-- Begin RAW DATA --
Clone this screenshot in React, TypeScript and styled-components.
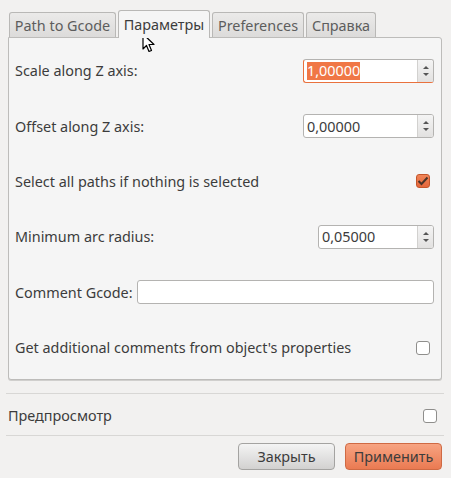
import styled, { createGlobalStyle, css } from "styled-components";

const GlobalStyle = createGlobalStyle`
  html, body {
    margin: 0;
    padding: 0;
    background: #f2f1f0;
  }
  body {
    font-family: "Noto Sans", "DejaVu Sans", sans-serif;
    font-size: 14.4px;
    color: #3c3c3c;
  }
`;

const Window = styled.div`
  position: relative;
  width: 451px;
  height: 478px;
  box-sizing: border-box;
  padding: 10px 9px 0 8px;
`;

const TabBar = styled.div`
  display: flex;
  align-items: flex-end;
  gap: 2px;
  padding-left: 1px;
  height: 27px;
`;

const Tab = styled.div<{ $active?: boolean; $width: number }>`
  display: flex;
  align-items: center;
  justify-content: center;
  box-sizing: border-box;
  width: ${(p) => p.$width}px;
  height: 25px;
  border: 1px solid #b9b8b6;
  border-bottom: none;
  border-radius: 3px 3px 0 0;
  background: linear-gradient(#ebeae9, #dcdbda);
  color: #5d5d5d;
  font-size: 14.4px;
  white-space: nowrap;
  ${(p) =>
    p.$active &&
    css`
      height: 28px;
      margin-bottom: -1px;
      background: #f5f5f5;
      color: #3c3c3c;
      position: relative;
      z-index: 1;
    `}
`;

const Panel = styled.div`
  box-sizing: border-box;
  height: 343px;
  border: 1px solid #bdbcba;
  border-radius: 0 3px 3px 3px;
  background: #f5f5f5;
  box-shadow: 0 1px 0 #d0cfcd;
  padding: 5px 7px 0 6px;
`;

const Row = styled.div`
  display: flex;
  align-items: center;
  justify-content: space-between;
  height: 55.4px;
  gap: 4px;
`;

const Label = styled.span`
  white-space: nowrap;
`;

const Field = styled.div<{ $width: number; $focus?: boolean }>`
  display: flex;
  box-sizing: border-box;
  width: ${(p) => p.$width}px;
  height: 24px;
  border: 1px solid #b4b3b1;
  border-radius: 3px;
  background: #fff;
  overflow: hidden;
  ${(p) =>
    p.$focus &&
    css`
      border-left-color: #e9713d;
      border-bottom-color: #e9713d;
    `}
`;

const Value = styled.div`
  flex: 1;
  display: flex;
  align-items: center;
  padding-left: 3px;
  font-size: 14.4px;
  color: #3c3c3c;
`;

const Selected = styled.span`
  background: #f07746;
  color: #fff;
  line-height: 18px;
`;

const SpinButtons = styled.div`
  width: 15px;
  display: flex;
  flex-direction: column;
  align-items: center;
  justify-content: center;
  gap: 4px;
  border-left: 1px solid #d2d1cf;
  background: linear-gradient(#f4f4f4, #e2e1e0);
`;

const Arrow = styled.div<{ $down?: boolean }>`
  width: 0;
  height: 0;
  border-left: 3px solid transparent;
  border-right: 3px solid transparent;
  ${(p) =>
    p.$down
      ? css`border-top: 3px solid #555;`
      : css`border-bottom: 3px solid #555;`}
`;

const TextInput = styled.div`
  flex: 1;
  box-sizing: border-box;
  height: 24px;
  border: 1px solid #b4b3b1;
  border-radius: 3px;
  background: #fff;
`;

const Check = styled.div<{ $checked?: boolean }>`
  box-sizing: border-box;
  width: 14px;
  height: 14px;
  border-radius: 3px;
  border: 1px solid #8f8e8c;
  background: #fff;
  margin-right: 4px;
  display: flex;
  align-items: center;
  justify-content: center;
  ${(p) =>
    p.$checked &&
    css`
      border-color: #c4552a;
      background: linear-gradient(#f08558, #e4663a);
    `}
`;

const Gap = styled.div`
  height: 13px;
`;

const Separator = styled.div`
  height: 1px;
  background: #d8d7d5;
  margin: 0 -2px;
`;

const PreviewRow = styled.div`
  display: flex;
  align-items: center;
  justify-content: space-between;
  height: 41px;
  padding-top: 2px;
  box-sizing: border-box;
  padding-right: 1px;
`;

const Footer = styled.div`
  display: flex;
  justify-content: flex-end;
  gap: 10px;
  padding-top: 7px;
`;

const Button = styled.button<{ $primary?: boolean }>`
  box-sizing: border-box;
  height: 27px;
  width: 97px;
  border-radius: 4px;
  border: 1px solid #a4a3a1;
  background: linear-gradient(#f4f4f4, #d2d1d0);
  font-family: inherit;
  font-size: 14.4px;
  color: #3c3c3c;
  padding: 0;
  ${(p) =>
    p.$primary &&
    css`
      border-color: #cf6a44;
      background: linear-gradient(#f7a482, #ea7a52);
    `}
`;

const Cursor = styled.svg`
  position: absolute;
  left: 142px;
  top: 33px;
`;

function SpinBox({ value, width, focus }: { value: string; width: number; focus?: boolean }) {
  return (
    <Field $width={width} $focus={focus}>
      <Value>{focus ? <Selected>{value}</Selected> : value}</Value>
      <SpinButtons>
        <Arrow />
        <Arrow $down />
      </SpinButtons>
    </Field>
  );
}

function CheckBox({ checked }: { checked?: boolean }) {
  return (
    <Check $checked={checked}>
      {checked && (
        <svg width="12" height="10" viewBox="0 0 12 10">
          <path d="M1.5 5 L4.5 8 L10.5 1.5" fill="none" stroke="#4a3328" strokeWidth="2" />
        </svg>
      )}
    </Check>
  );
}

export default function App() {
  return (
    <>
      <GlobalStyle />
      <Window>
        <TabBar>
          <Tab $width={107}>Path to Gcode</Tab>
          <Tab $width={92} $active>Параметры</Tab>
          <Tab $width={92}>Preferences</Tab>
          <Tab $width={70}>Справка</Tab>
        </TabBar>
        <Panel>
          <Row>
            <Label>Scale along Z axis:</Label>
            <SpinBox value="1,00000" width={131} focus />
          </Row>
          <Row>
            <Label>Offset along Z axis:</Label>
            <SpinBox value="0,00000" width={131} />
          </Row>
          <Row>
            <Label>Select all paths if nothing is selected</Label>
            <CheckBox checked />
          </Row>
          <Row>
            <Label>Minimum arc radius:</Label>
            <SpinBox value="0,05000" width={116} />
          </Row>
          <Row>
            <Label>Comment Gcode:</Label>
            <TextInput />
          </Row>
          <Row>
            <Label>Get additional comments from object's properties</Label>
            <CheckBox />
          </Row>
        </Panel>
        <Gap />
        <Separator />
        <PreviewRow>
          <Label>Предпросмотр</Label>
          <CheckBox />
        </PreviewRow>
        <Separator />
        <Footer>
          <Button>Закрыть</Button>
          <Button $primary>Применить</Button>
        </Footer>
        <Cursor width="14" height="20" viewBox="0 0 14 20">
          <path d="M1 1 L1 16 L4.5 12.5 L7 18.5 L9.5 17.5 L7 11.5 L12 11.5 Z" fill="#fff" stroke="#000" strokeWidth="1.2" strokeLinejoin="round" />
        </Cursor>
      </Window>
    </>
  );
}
-- End RAW DATA --
■ PROBLEM DESCRIPTION ■
Spot every line that holds "components" and copy it.

■ ANSWER IN FULL ■
Clone this screenshot in React, TypeScript and styled-components.
import styled, { createGlobalStyle, css } from "styled-components";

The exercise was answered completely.